The sighting lasted for a full five minutes!

    Eight years earlier, persons aboard the ship Vultur recorded a similar incident:

    The date was May 15, 1879. The Vultur was on the Persian Sea. Two very large "wheels" were seen spinning in the air and coming to the surface of the sea. Some estimated the diameter as sixty meters, other as twice that; the speed was about fifty miles an hour. Duration of the sighting was thirty-five minutes. 

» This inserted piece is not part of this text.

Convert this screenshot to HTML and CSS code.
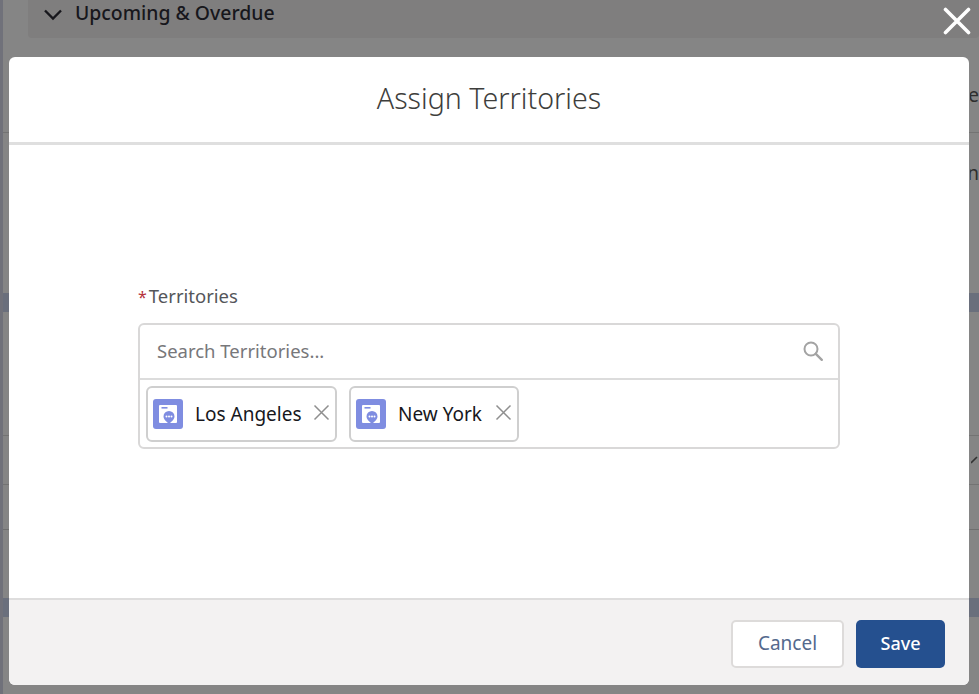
FILE: index.html
```html
<!DOCTYPE html>
<html lang="en">
<head>
<meta charset="utf-8">
<title>Assign Territories</title>
<link rel="stylesheet" href="styles.css">
</head>
<body>
<div class="backdrop">
  <div class="bg-card">
    <svg class="bg-chevron" width="20" height="13" viewBox="0 0 20 13"><path d="M2 2.500l8 8 8-8" fill="none" stroke="#17171c" stroke-width="2.400"/></svg>
    <span class="bg-card-title">Upcoming &amp; Overdue</span>
  </div>
  <div class="bg-row bg-r1"><span class="bg-text">he</span></div>
  <div class="bg-row bg-r2"><span class="bg-text">n</span></div>
  <div class="bg-band bg-b1"></div>
  <div class="bg-row bg-r3"></div>
  <div class="bg-row bg-r4">
    <svg class="bg-check" width="8" height="8" viewBox="0 0 8 8"><path d="M0 7L6 1" stroke="#333" stroke-width="1.600"/></svg>
  </div>
  <div class="bg-row bg-r5"></div>
  <div class="bg-row bg-r6"></div>
  <div class="bg-band bg-b2"></div>
</div>

<button class="modal-close" aria-label="Close">
  <svg width="28" height="28" viewBox="0 0 28 28"><path d="M2.500 2.500l23 23M25.500 2.500l-23 23" stroke="#fff" stroke-width="3.600" stroke-linecap="round"/></svg>
</button>

<section class="modal">
  <header class="modal-header"><h1 class="modal-title">Assign Territories</h1></header>
  <div class="modal-body">
    <div class="field-label"><span class="required">*</span>Territories</div>
    <div class="lookup">
      <div class="lookup-search">
        <span class="placeholder">Search Territories...</span>
        <svg class="search-icon" width="22" height="22" viewBox="0 0 22 22"><circle cx="9" cy="9" r="6.500" fill="none" stroke="#a3a3a3" stroke-width="2"/><path d="M13.800 13.800l6 6" stroke="#a3a3a3" stroke-width="2.400" stroke-linecap="round"/></svg>
      </div>
      <div class="pills">
        <div class="pill pill-la">
          <svg class="pill-icon" width="30" height="30" viewBox="0 0 30 30"><rect width="30" height="30" rx="3" fill="#7f8de1"/><path d="M7 6h16a1 1 0 0 1 1 1v16a1 1 0 0 1-1 1H7a1 1 0 0 1-1-1V7a1 1 0 0 1 1-1z" fill="#fff"/><rect x="8.500" y="8" width="6" height="1.600" fill="#7f8de1"/><path d="M16 12a5.500 5.500 0 0 1 5.500 5.500c0 3-3 5-5.500 7.500-2.500-2.500-5.500-4.500-5.500-7.500A5.500 5.500 0 0 1 16 12z" fill="#7f8de1"/><circle cx="13.500" cy="17.500" r="1" fill="#fff"/><circle cx="16" cy="17.500" r="1" fill="#fff"/><circle cx="18.500" cy="17.500" r="1" fill="#fff"/></svg>
          <span class="pill-label">Los Angeles</span>
          <svg class="pill-x" width="17" height="17" viewBox="0 0 17 17"><path d="M1.500 1.500l14 14M15.500 1.500l-14 14" stroke="#8f8f8f" stroke-width="1.500"/></svg>
        </div>
        <div class="pill pill-ny">
          <svg class="pill-icon" width="30" height="30" viewBox="0 0 30 30"><rect width="30" height="30" rx="3" fill="#7f8de1"/><path d="M7 6h16a1 1 0 0 1 1 1v16a1 1 0 0 1-1 1H7a1 1 0 0 1-1-1V7a1 1 0 0 1 1-1z" fill="#fff"/><rect x="8.500" y="8" width="6" height="1.600" fill="#7f8de1"/><path d="M16 12a5.500 5.500 0 0 1 5.500 5.500c0 3-3 5-5.500 7.500-2.500-2.500-5.500-4.500-5.500-7.500A5.500 5.500 0 0 1 16 12z" fill="#7f8de1"/><circle cx="13.500" cy="17.500" r="1" fill="#fff"/><circle cx="16" cy="17.500" r="1" fill="#fff"/><circle cx="18.500" cy="17.500" r="1" fill="#fff"/></svg>
          <span class="pill-label">New York</span>
          <svg class="pill-x" width="17" height="17" viewBox="0 0 17 17"><path d="M1.500 1.500l14 14M15.500 1.500l-14 14" stroke="#8f8f8f" stroke-width="1.500"/></svg>
        </div>
      </div>
    </div>
  </div>
  <footer class="modal-footer">
    <button class="btn btn-neutral">Cancel</button>
    <button class="btn btn-brand">Save</button>
  </footer>
</section>
</body>
</html>
```
FILE: styles.css
```css
* { box-sizing: border-box; }
html, body { margin: 0; height: 694px; overflow: hidden; }
body {
  position: relative;
  width: 979px;
  background: #858585;
  font-family: "Noto Sans", "Open Sans", sans-serif;
  color: #17171c;
}

.backdrop {
  height: 694px;
  display: flex;
  flex-direction: column;
  border-left: 3px solid #70717a;
}
.bg-card {
  height: 38px;
  margin-left: 25px;
  background: #7f7e7e;
  border-radius: 0 0 4px 4px;
  display: flex;
  align-items: center;
  padding: 0 0 4px 15px;
  gap: 12px;
}
.bg-card-title { font-size: 19.400px; font-weight: 500; color: #17171c; line-height: 24px; position: relative; top: -4px; }
.bg-chevron { position: relative; top: -3px; }
.bg-row { display: flex; justify-content: flex-end; align-items: center; }
.bg-text { font-size: 19px; line-height: 24px; color: #2e2e2e; width: 9px; overflow: hidden; direction: rtl; }
.bg-r1 { height: 95px; border-bottom: 1px solid #737373; padding-top: 20px; }
.bg-r2 { height: 160px; align-items: flex-start; padding-top: 28px; }
.bg-b1 { height: 19px; background: #6a6f7c; }
.bg-r3 { height: 124px; border-bottom: 1px solid #737373; }
.bg-r4 { height: 49px; border-bottom: 1px solid #737373; }
.bg-r5 { height: 45px; border-bottom: 1px solid #6f6f6f; }
.bg-r6 { height: 68px; }
.bg-b2 { height: 19px; background: #6a6f7c; }

.modal-close {
  position: absolute;
  left: 943px;
  top: 7px;
  width: 28px;
  height: 28px;
  padding: 0;
  border: 0;
  background: none;
  display: flex;
}

.modal {
  position: absolute;
  left: 9px;
  top: 57px;
  width: 960px;
  height: 628px;
  display: flex;
  flex-direction: column;
  background: #fff;
  border-radius: 6px;
  overflow: hidden;
}
.modal-header {
  height: 88px;
  border-bottom: 3px solid #dfdfdf;
  display: flex;
  align-items: center;
  justify-content: center;
  padding-bottom: 3px;
}
.modal-title { margin: 0; font-size: 28.600px; font-weight: 300; color: #3e3e3c; line-height: 36px; }

.modal-body { flex: 1; padding: 139px 129px 0 129px; }
.field-label { height: 24px; font-size: 18.500px; line-height: 24px; color: #54565a; margin-bottom: 15px; }
.required { color: #b5323c; margin-right: 2px; font-size: 16px; }

.lookup { border: 2px solid #d9d8d8; border-radius: 6px; height: 126px; }
.lookup-search {
  height: 55px;
  border-bottom: 2px solid #dcdcdc;
  display: flex;
  align-items: center;
  justify-content: space-between;
  padding: 0 6px 2px 17px;
}
.placeholder { font-size: 18.500px; color: #77777a; }
.search-icon { margin-right: 8px; }

.pills { display: flex; gap: 12px; padding: 6px 6px 0; }
.pill {
  height: 56px;
  border: 2px solid #cfcfcf;
  border-radius: 6px;
  display: flex;
  align-items: center;
  padding: 0 0 0 5px;
  background: #fff;
}
.pill-la { width: 191px; }
.pill-ny { width: 170px; }
.pill-icon { flex: none; }
.pill-label { font-size: 19px; color: #17171c; margin-left: 12px; flex: 1; white-space: nowrap; }
.pill-x { flex: none; margin: 0 5px 0 0; position: relative; top: -2px; }

.modal-footer {
  height: 87px;
  background: #f3f2f2;
  border-top: 2px solid #dedddd;
  display: flex;
  justify-content: flex-end;
  align-items: flex-start;
  gap: 12px;
  padding: 20px 24px 0 0;
}
.btn {
  height: 48px;
  border-radius: 5px;
  font-family: inherit;
  font-size: 19px;
  padding: 0 0 2px;
}
.btn-neutral { width: 113px; background: #fff; border: 2px solid #dddbda; color: #54698d; }
.btn-brand { width: 89px; background: #25508f; border: 0; color: #fff; font-weight: 500; font-size: 18px; }
```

    In 1896 and 1897, mysterious airships were reported all across the United States. In Oakland, California, a group of streetcar passengers reported a winged cigar that sent out a stream of bright light.  The sightings spread through Colorado, Texas, Kansas, Nebraska, Iowa, and many other states, particularly in the Midwest. ON April 11, 1897, Walter McCann of Rogers Park, a few miles north of Chicago, took a photograph of an airship. The New York Herald, as well as the Chicago Tribune pronounced the plate "genuine and not a fake."